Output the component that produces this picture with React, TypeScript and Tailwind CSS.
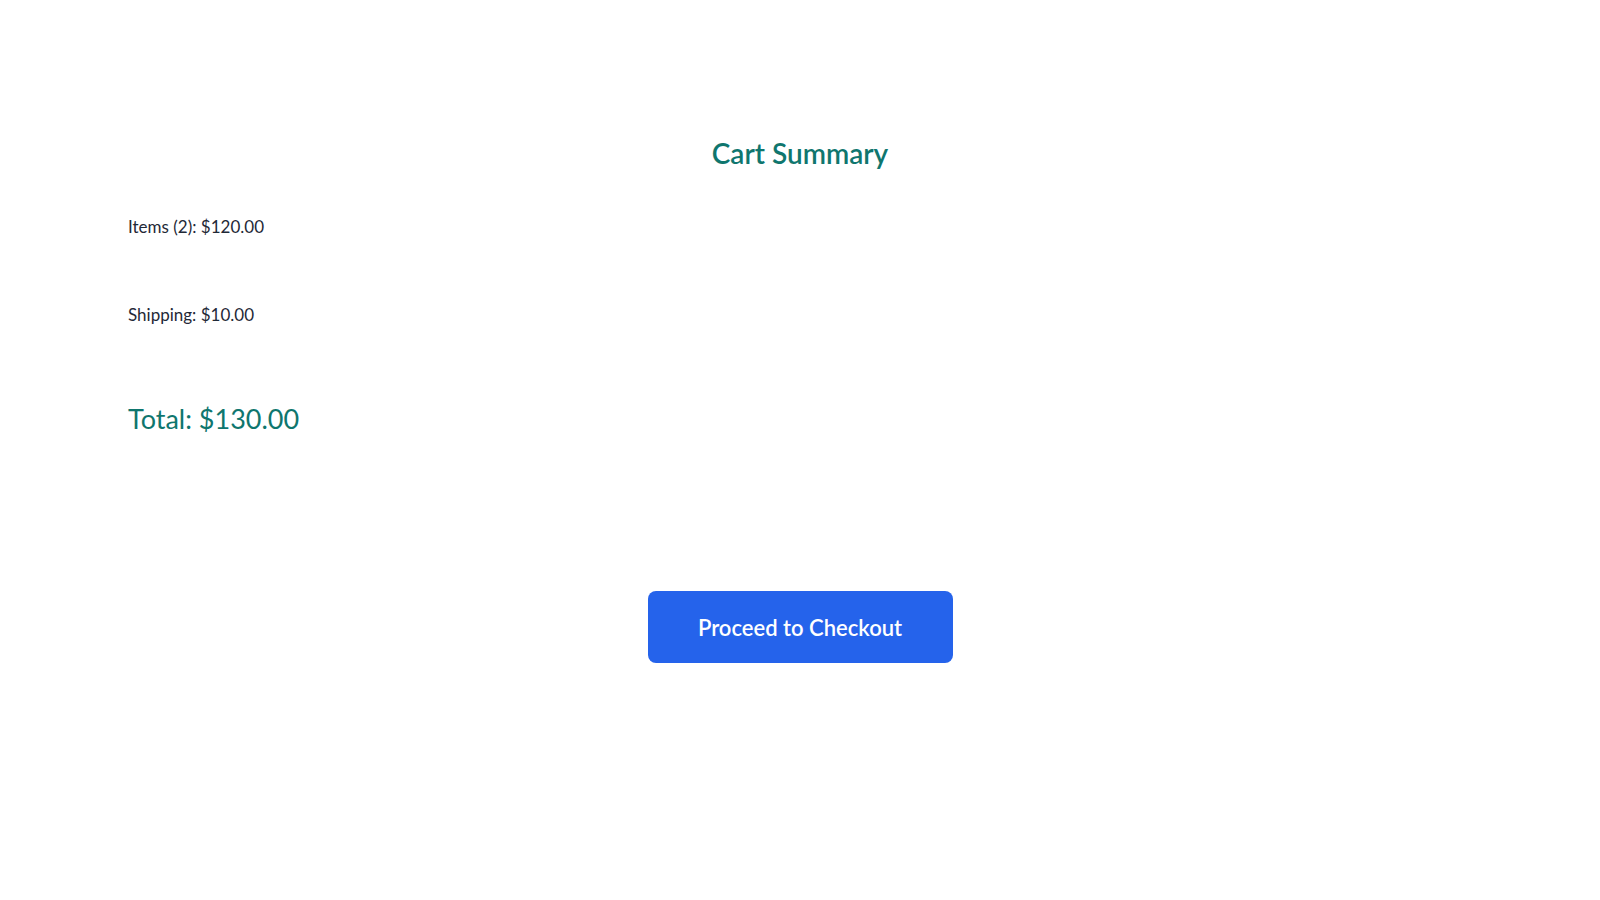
import React from 'react';

const summary = {
    itemCount: 2,
    itemsTotal: 120,
    shipping: 10,
};

const money = (n: number) => `$${n.toFixed(2)}`;

export default function App() {
    const total = summary.itemsTotal + summary.shipping;

    return (
        <div className="min-h-screen bg-white font-['Lato',_'Noto_Sans',_sans-serif] text-[#1f2937]">
            <div className="px-[128px] pt-[135px]">
                <h2 className="text-center text-[28px] leading-[36px] font-semibold text-[#0f766e]">
                    Cart Summary
                </h2>

                <p className="mt-[44px] text-[17px] leading-[24px]">
                    Items ({summary.itemCount}): {money(summary.itemsTotal)}
                </p>
                <p className="mt-[64px] text-[17px] leading-[24px]">
                    Shipping: {money(summary.shipping)}
                </p>

                <p className="mt-[74px] text-[27px] leading-[35px] text-[#0f766e]">
                    Total: {money(total)}
                </p>

                <div className="mt-[155px] flex justify-center">
                    <button className="h-[72px] w-[305px] rounded-lg bg-[#2563eb] text-[22px] font-semibold text-white">
                        Proceed to Checkout
                    </button>
                </div>
            </div>
        </div>
    );
}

TASK BRIEF —
Without including any pictures, print all of the material exactly as given.

WORKED ANSWER —
Output the component that produces this picture with React, TypeScript and Tailwind CSS.
import React from 'react';

const summary = {
    itemCount: 2,
    itemsTotal: 120,
    shipping: 10,
};

const money = (n: number) => `$${n.toFixed(2)}`;

export default function App() {
    const total = summary.itemsTotal + summary.shipping;

    return (
        <div className="min-h-screen bg-white font-['Lato',_'Noto_Sans',_sans-serif] text-[#1f2937]">
            <div className="px-[128px] pt-[135px]">
                <h2 className="text-center text-[28px] leading-[36px] font-semibold text-[#0f766e]">
                    Cart Summary
                </h2>

                <p className="mt-[44px] text-[17px] leading-[24px]">
                    Items ({summary.itemCount}): {money(summary.itemsTotal)}
                </p>
                <p className="mt-[64px] text-[17px] leading-[24px]">
                    Shipping: {money(summary.shipping)}
                </p>

                <p className="mt-[74px] text-[27px] leading-[35px] text-[#0f766e]">
                    Total: {money(total)}
                </p>

                <div className="mt-[155px] flex justify-center">
                    <button className="h-[72px] w-[305px] rounded-lg bg-[#2563eb] text-[22px] font-semibold text-white">
                        Proceed to Checkout
                    </button>
                </div>
            </div>
        </div>
    );
}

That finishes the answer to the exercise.